Transcribe all of the material below word for word and leave out its pictures.

* START Data to use *

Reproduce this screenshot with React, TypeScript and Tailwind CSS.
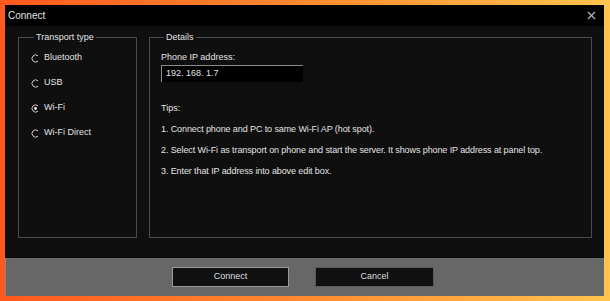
import { X } from "lucide-react";

const TRANSPORTS = ["Bluetooth", "USB", "Wi-Fi", "Wi-Fi Direct"];

const TIPS = [
  "1. Connect phone and PC to same Wi-Fi AP (hot spot).",
  "2. Select Wi-Fi as transport on phone and start the server. It shows phone IP address at panel top.",
  "3. Enter that IP address into above edit box.",
];

function Radio({ checked }: { checked: boolean }) {
  return (
    <svg width="9" height="9" viewBox="0 0 9 9" className="shrink-0">
      <path d="M7 1.8 A3.6 3.6 0 1 0 7 7.2" fill="none" stroke="#d0d0d0" strokeWidth="1" />
      {checked && <circle cx="4.5" cy="4.5" r="1.4" fill="#f0f0f0" />}
    </svg>
  );
}

export default function App() {
  return (
    <div
      className="w-[610px] h-[301px] bg-gradient-to-r from-[#ff581e] via-[#ff8a30] to-[#ffc44e] pt-[5px] pl-[5px] pr-[6px] pb-[5px] text-[#e2e2e2]"
      style={{ fontFamily: '"Liberation Sans", Arial, sans-serif' }}
    >
      <div className="flex flex-col h-full">
        <div className="h-[21px] bg-black flex items-center justify-between pl-[3px] pr-[6px]">
          <span className="text-[10px]">Connect</span>
          <X size={13} strokeWidth={2} className="text-[#bbb]" />
        </div>

        <div className="flex-1 bg-[#0f0f0f] flex gap-[12px] pl-[13px] pr-[12px] pt-[5px] pb-[20px]">
          <fieldset className="w-[119px] border border-[#4a4a4a] pl-[12px]">
            <legend className="ml-[3px] px-[2px] text-[9px] leading-[12px]">Transport type</legend>
            <div className="flex flex-col gap-[13px] pt-[9px]">
              {TRANSPORTS.map((t) => (
                <div key={t} className="flex items-center gap-[4px] h-[12px]">
                  <Radio checked={t === "Wi-Fi"} />
                  <span className="text-[9px]">{t}</span>
                </div>
              ))}
            </div>
          </fieldset>

          <fieldset className="flex-1 border border-[#4a4a4a] pl-[11px]">
            <legend className="ml-[3px] px-[2px] text-[9px] leading-[12px]">Details</legend>
            <div className="text-[9px] leading-[12px] pt-[8px]">Phone IP address:</div>
            <div className="mt-[2px] w-[142px] h-[17px] bg-black border-t border-l border-[#8a8a8a] border-r-[#333] border-b-[#333] flex items-center pl-[4px] text-[9px]">
              192. 168. 1.7
            </div>
            <div className="text-[9px] leading-[12px] mt-[20px]">Tips:</div>
            <div className="flex flex-col gap-[9px] mt-[9px]">
              {TIPS.map((tip) => (
                <div key={tip} className="text-[9px] leading-[12px] tracking-[-0.1px]">
                  {tip}
                </div>
              ))}
            </div>
          </fieldset>
        </div>

        <div className="h-[38px] bg-[#676767] border-l border-[#8a8a8a] flex justify-center items-start pt-[9px] gap-[26px] pr-[4px]">
          <button className="w-[117px] h-[20px] bg-[#111] border border-[#9a9a9a] text-[9px] text-[#ddd]">
            Connect
          </button>
          <button className="w-[119px] h-[20px] bg-[#111] border border-[#5a5a5a] text-[9px] text-[#ddd]">
            Cancel
          </button>
        </div>
      </div>
    </div>
  );
}
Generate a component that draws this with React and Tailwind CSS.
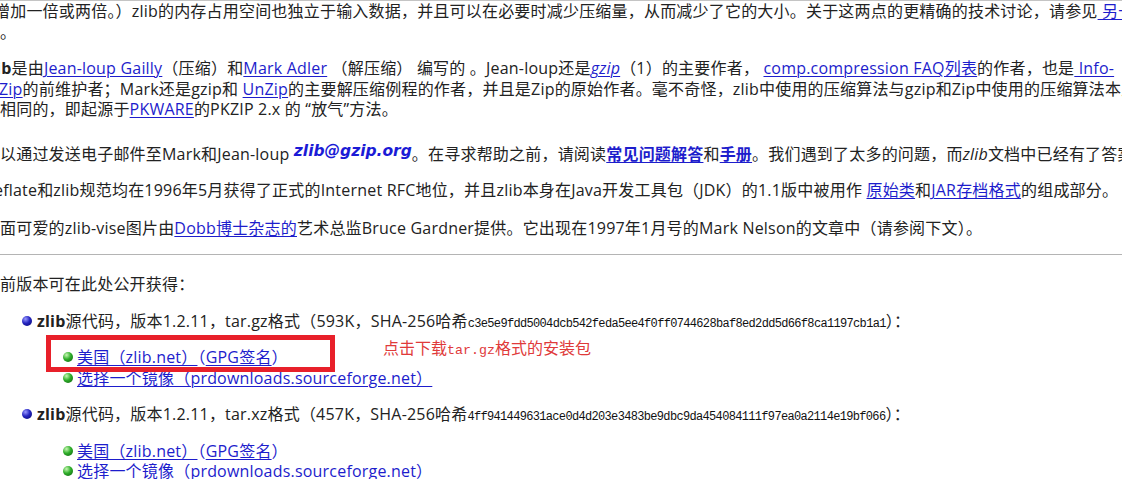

* END Data to use *

■ **Expected answer**
Reproduce this screenshot with React, TypeScript and Tailwind CSS.
import { X } from "lucide-react";

const TRANSPORTS = ["Bluetooth", "USB", "Wi-Fi", "Wi-Fi Direct"];

const TIPS = [
  "1. Connect phone and PC to same Wi-Fi AP (hot spot).",
  "2. Select Wi-Fi as transport on phone and start the server. It shows phone IP address at panel top.",
  "3. Enter that IP address into above edit box.",
];

function Radio({ checked }: { checked: boolean }) {
  return (
    <svg width="9" height="9" viewBox="0 0 9 9" className="shrink-0">
      <path d="M7 1.8 A3.6 3.6 0 1 0 7 7.2" fill="none" stroke="#d0d0d0" strokeWidth="1" />
      {checked && <circle cx="4.5" cy="4.5" r="1.4" fill="#f0f0f0" />}
    </svg>
  );
}

export default function App() {
  return (
    <div
      className="w-[610px] h-[301px] bg-gradient-to-r from-[#ff581e] via-[#ff8a30] to-[#ffc44e] pt-[5px] pl-[5px] pr-[6px] pb-[5px] text-[#e2e2e2]"
      style={{ fontFamily: '"Liberation Sans", Arial, sans-serif' }}
    >
      <div className="flex flex-col h-full">
        <div className="h-[21px] bg-black flex items-center justify-between pl-[3px] pr-[6px]">
          <span className="text-[10px]">Connect</span>
          <X size={13} strokeWidth={2} className="text-[#bbb]" />
        </div>

        <div className="flex-1 bg-[#0f0f0f] flex gap-[12px] pl-[13px] pr-[12px] pt-[5px] pb-[20px]">
          <fieldset className="w-[119px] border border-[#4a4a4a] pl-[12px]">
            <legend className="ml-[3px] px-[2px] text-[9px] leading-[12px]">Transport type</legend>
            <div className="flex flex-col gap-[13px] pt-[9px]">
              {TRANSPORTS.map((t) => (
                <div key={t} className="flex items-center gap-[4px] h-[12px]">
                  <Radio checked={t === "Wi-Fi"} />
                  <span className="text-[9px]">{t}</span>
                </div>
              ))}
            </div>
          </fieldset>

          <fieldset className="flex-1 border border-[#4a4a4a] pl-[11px]">
            <legend className="ml-[3px] px-[2px] text-[9px] leading-[12px]">Details</legend>
            <div className="text-[9px] leading-[12px] pt-[8px]">Phone IP address:</div>
            <div className="mt-[2px] w-[142px] h-[17px] bg-black border-t border-l border-[#8a8a8a] border-r-[#333] border-b-[#333] flex items-center pl-[4px] text-[9px]">
              192. 168. 1.7
            </div>
            <div className="text-[9px] leading-[12px] mt-[20px]">Tips:</div>
            <div className="flex flex-col gap-[9px] mt-[9px]">
              {TIPS.map((tip) => (
                <div key={tip} className="text-[9px] leading-[12px] tracking-[-0.1px]">
                  {tip}
                </div>
              ))}
            </div>
          </fieldset>
        </div>

        <div className="h-[38px] bg-[#676767] border-l border-[#8a8a8a] flex justify-center items-start pt-[9px] gap-[26px] pr-[4px]">
          <button className="w-[117px] h-[20px] bg-[#111] border border-[#9a9a9a] text-[9px] text-[#ddd]">
            Connect
          </button>
          <button className="w-[119px] h-[20px] bg-[#111] border border-[#5a5a5a] text-[9px] text-[#ddd]">
            Cancel
          </button>
        </div>
      </div>
    </div>
  );
}
Generate a component that draws this with React and Tailwind CSS.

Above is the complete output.